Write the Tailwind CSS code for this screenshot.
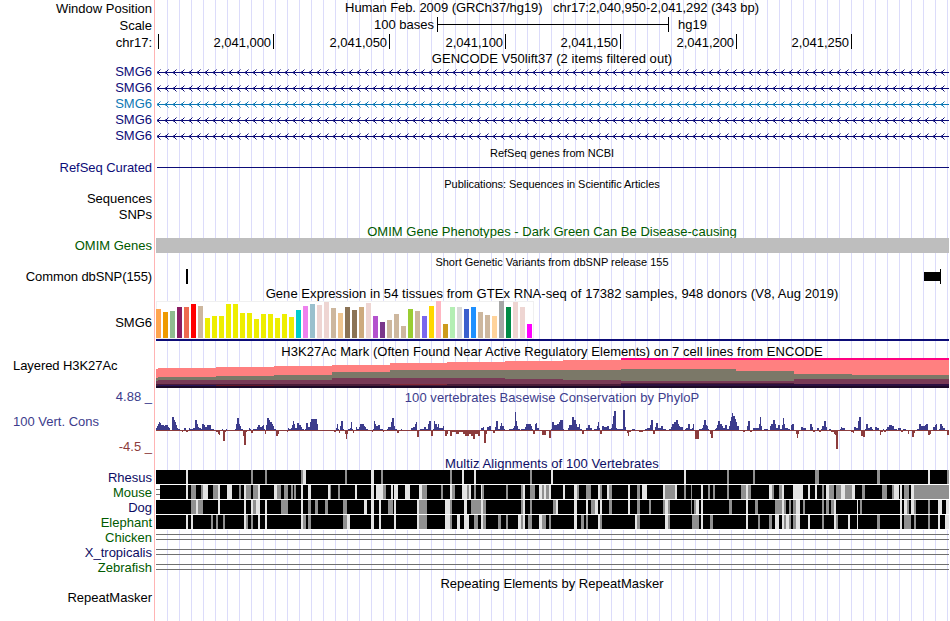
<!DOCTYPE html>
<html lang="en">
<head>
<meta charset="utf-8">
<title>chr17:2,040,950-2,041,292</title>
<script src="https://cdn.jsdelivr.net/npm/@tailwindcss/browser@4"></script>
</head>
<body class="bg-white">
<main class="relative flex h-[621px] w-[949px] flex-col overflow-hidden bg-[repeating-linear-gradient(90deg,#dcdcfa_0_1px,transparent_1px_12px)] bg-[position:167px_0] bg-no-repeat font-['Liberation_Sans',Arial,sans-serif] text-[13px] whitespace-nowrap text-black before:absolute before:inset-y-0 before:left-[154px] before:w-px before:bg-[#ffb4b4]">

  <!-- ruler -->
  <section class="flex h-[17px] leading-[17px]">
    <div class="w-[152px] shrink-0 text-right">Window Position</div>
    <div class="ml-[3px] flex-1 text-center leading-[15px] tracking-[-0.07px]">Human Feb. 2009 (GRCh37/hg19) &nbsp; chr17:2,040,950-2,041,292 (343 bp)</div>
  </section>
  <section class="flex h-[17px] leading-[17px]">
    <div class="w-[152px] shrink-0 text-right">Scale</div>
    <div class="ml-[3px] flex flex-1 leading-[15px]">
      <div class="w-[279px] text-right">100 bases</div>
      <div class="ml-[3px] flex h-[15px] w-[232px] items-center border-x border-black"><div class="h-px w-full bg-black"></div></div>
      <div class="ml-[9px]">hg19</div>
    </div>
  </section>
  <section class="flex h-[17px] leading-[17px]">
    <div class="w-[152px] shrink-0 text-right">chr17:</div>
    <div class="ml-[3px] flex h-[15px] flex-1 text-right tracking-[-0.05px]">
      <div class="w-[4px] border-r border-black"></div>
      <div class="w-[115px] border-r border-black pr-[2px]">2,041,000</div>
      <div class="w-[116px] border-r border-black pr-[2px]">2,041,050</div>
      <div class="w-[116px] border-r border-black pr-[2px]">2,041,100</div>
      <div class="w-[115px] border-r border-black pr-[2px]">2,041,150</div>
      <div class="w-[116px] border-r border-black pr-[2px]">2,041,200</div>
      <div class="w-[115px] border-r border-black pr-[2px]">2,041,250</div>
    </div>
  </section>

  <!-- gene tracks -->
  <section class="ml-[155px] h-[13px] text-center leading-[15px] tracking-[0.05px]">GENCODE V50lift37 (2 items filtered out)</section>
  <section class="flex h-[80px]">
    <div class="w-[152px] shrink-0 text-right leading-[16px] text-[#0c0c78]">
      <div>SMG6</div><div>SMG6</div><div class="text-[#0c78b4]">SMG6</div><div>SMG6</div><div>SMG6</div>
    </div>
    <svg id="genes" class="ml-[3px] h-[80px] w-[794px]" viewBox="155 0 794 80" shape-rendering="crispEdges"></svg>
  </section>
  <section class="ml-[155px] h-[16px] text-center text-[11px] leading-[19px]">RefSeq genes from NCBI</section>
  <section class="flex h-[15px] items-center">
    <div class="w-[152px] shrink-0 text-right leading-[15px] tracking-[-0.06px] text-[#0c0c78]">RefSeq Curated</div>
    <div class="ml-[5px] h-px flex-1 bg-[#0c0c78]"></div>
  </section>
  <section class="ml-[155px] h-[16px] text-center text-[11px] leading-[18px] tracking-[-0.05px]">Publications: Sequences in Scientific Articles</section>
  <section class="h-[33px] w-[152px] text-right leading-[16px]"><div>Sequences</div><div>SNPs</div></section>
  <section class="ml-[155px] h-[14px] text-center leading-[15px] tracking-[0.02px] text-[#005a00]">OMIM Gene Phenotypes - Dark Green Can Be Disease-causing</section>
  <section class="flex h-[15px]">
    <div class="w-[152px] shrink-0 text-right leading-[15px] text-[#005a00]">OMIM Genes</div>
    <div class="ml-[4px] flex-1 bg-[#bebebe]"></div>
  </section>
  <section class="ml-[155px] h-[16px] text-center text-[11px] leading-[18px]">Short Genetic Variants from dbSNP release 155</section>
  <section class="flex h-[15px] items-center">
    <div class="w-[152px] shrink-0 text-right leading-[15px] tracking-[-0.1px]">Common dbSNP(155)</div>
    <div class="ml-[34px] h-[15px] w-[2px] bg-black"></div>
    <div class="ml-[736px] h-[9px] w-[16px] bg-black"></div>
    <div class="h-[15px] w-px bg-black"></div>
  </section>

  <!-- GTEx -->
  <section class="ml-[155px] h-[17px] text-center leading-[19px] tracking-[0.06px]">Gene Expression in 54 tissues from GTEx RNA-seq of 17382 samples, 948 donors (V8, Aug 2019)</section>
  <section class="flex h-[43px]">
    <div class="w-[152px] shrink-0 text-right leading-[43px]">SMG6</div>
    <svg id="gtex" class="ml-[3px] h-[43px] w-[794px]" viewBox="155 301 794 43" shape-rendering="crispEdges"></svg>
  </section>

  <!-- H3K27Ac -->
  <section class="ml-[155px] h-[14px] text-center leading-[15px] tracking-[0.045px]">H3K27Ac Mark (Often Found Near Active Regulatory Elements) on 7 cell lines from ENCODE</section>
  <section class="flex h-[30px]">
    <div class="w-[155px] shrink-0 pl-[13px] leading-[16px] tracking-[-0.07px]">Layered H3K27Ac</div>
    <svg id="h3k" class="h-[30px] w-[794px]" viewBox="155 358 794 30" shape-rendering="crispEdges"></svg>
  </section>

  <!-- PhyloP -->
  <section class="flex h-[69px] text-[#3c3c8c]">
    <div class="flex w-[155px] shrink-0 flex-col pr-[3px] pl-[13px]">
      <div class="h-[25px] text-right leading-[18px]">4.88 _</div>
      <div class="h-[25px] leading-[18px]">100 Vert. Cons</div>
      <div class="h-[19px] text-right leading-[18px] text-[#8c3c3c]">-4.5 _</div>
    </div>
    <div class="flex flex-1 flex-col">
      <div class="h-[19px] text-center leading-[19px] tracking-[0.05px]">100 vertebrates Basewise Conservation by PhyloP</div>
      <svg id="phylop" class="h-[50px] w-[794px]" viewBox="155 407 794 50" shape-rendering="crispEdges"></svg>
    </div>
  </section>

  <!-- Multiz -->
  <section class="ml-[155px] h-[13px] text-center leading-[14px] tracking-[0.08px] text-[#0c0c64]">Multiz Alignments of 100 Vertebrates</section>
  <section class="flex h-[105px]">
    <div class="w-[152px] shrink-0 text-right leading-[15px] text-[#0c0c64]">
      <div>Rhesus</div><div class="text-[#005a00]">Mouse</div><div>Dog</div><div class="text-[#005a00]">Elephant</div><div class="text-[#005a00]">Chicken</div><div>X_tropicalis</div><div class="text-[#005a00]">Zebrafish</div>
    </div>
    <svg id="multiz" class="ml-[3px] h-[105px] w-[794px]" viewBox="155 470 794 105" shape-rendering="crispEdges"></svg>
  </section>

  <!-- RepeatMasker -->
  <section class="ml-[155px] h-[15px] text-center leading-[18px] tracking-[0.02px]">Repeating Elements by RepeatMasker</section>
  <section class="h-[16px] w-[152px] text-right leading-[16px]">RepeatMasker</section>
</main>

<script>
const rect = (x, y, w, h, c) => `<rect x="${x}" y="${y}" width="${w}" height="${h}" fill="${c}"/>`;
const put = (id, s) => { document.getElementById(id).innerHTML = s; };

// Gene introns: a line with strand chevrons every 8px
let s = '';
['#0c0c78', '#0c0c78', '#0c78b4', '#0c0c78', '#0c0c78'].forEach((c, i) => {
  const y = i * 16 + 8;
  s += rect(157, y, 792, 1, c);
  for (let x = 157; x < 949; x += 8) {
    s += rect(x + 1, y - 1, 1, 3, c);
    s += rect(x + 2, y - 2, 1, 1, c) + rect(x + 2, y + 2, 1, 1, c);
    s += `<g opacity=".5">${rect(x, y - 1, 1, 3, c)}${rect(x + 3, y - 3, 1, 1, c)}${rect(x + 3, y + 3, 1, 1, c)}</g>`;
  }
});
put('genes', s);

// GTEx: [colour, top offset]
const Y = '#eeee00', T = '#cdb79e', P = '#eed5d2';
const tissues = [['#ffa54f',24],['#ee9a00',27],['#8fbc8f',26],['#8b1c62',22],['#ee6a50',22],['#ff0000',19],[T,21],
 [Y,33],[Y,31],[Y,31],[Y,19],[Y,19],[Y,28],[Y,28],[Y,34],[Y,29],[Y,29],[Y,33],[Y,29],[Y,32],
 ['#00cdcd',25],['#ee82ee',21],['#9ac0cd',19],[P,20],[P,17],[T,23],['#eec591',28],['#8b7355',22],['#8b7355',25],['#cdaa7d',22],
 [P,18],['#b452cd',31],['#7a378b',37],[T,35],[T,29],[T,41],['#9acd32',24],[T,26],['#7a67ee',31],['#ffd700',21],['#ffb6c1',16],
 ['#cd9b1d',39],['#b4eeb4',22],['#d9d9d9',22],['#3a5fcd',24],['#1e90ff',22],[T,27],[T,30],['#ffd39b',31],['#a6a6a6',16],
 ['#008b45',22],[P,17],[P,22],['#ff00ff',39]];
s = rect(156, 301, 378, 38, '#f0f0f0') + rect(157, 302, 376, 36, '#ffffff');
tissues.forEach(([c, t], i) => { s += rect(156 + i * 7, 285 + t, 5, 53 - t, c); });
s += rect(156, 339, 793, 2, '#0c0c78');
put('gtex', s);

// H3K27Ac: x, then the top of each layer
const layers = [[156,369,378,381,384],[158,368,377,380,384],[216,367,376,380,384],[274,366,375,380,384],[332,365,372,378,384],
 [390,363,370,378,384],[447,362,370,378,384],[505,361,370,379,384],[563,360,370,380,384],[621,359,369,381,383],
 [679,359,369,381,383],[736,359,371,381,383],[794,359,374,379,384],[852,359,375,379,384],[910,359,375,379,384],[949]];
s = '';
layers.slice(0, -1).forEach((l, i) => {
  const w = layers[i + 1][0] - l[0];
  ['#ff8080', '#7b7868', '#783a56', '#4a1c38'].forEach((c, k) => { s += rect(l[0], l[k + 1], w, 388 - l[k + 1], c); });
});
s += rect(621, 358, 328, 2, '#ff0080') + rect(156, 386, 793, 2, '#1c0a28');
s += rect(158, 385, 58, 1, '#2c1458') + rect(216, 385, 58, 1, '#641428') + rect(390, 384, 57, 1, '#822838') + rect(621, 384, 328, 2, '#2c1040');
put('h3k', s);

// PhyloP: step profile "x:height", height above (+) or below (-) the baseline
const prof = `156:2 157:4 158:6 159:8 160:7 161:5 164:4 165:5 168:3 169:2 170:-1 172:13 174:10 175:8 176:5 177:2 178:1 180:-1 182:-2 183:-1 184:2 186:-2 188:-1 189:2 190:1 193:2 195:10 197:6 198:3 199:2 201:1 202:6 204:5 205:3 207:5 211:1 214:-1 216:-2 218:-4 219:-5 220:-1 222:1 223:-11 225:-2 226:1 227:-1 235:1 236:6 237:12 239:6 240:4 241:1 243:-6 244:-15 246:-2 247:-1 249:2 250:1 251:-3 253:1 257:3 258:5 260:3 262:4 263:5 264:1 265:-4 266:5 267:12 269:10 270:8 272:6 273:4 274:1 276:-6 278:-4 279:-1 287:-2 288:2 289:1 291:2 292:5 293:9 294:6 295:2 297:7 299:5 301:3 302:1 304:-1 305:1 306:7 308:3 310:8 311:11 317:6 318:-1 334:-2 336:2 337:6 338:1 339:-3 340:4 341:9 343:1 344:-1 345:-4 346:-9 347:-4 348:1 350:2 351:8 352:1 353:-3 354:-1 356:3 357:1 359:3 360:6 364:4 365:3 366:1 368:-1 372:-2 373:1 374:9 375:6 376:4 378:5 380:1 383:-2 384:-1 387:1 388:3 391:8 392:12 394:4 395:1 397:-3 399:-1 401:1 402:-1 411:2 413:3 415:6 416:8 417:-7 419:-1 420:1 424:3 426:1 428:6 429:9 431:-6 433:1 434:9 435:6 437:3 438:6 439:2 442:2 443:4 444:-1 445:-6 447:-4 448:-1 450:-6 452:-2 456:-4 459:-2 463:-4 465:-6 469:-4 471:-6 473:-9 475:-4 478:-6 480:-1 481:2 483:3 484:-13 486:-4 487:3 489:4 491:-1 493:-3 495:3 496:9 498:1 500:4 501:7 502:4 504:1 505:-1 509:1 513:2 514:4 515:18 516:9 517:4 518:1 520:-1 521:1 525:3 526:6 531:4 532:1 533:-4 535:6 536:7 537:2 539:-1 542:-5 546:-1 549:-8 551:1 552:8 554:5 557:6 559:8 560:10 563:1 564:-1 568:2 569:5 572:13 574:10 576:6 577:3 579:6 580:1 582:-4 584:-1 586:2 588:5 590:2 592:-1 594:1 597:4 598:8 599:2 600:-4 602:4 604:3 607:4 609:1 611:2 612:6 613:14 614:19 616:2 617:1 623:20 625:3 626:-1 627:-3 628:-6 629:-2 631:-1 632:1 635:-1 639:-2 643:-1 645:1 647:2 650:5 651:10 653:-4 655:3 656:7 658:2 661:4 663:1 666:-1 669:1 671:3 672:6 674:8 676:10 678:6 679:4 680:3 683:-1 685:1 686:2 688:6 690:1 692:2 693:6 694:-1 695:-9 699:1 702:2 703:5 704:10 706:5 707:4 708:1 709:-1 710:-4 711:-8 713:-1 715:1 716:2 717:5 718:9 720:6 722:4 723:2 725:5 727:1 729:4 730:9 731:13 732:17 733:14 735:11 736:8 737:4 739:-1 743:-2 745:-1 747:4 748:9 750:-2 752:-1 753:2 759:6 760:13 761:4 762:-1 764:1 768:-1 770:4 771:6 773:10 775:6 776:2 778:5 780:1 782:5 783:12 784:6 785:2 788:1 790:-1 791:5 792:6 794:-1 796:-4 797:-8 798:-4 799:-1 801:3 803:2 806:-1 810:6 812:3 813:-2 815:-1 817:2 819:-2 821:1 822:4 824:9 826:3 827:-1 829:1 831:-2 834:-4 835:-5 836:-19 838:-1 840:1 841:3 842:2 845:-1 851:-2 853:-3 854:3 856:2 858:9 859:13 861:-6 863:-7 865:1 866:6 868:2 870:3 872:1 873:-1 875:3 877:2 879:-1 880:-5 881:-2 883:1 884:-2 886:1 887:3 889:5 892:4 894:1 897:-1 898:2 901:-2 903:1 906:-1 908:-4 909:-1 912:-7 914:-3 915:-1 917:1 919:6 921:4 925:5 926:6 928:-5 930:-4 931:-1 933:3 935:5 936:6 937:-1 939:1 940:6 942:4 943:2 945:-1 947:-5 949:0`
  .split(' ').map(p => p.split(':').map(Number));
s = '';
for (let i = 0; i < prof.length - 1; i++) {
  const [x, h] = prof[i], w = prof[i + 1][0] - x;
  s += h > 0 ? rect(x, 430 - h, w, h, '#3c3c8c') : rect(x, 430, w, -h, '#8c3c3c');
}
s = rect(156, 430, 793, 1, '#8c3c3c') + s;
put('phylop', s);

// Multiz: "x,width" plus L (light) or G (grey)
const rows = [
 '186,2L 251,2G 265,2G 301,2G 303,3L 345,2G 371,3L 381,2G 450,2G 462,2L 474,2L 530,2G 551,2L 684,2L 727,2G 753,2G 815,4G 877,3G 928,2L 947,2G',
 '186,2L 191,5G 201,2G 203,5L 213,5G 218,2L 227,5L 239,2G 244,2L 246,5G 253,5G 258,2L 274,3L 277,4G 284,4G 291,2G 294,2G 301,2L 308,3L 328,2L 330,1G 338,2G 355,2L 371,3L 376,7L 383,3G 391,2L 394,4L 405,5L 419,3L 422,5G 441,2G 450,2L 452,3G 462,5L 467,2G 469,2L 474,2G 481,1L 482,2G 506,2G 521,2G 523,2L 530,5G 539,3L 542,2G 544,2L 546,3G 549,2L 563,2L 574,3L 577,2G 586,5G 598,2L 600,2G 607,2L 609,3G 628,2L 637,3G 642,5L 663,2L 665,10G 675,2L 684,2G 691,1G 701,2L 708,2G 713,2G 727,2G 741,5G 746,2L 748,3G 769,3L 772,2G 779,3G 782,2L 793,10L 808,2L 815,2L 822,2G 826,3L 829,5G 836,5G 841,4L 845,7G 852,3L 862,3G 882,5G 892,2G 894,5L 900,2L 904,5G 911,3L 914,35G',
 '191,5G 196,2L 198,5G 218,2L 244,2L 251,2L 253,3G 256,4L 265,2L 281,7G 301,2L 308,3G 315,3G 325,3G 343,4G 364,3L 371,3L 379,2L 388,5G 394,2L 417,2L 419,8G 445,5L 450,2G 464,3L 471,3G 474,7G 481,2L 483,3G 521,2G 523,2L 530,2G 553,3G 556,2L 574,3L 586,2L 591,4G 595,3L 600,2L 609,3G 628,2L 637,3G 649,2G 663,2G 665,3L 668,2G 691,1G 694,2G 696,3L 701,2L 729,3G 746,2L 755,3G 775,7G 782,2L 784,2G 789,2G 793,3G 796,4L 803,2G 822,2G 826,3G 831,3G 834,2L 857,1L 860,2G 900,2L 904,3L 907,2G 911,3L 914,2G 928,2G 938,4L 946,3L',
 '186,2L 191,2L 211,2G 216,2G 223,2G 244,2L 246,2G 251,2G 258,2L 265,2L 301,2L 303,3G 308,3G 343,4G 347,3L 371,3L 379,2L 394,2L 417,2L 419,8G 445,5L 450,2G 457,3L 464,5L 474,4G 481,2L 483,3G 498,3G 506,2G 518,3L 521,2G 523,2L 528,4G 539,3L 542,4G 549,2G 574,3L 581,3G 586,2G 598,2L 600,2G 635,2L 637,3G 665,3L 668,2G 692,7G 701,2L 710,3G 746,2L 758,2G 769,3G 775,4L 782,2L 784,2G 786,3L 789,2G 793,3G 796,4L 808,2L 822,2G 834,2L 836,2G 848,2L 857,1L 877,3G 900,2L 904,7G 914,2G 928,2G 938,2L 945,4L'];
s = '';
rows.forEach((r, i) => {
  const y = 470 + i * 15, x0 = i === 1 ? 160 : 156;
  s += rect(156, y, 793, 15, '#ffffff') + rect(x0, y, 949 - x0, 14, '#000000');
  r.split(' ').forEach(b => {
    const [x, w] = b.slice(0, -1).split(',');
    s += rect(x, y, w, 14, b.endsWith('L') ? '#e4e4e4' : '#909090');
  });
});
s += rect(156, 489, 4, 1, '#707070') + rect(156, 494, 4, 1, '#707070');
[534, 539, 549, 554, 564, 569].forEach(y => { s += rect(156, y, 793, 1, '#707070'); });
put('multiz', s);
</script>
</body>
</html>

....

> Stated task
Without any pictures, reproduce the lines from the first one in the material through the line that has "flex h-[621px] w-[949px]", exactly as they appear.

> Response to this task
Write the Tailwind CSS code for this screenshot.
<!DOCTYPE html>
<html lang="en">
<head>
<meta charset="utf-8">
<title>chr17:2,040,950-2,041,292</title>
<script src="https://cdn.jsdelivr.net/npm/@tailwindcss/browser@4"></script>
</head>
<body class="bg-white">
<main class="relative flex h-[621px] w-[949px] flex-col overflow-hidden bg-[repeating-linear-gradient(90deg,#dcdcfa_0_1px,transparent_1px_12px)] bg-[position:167px_0] bg-no-repeat font-['Liberation_Sans',Arial,sans-serif] text-[13px] whitespace-nowrap text-black before:absolute before:inset-y-0 before:left-[154px] before:w-px before:bg-[#ffb4b4]">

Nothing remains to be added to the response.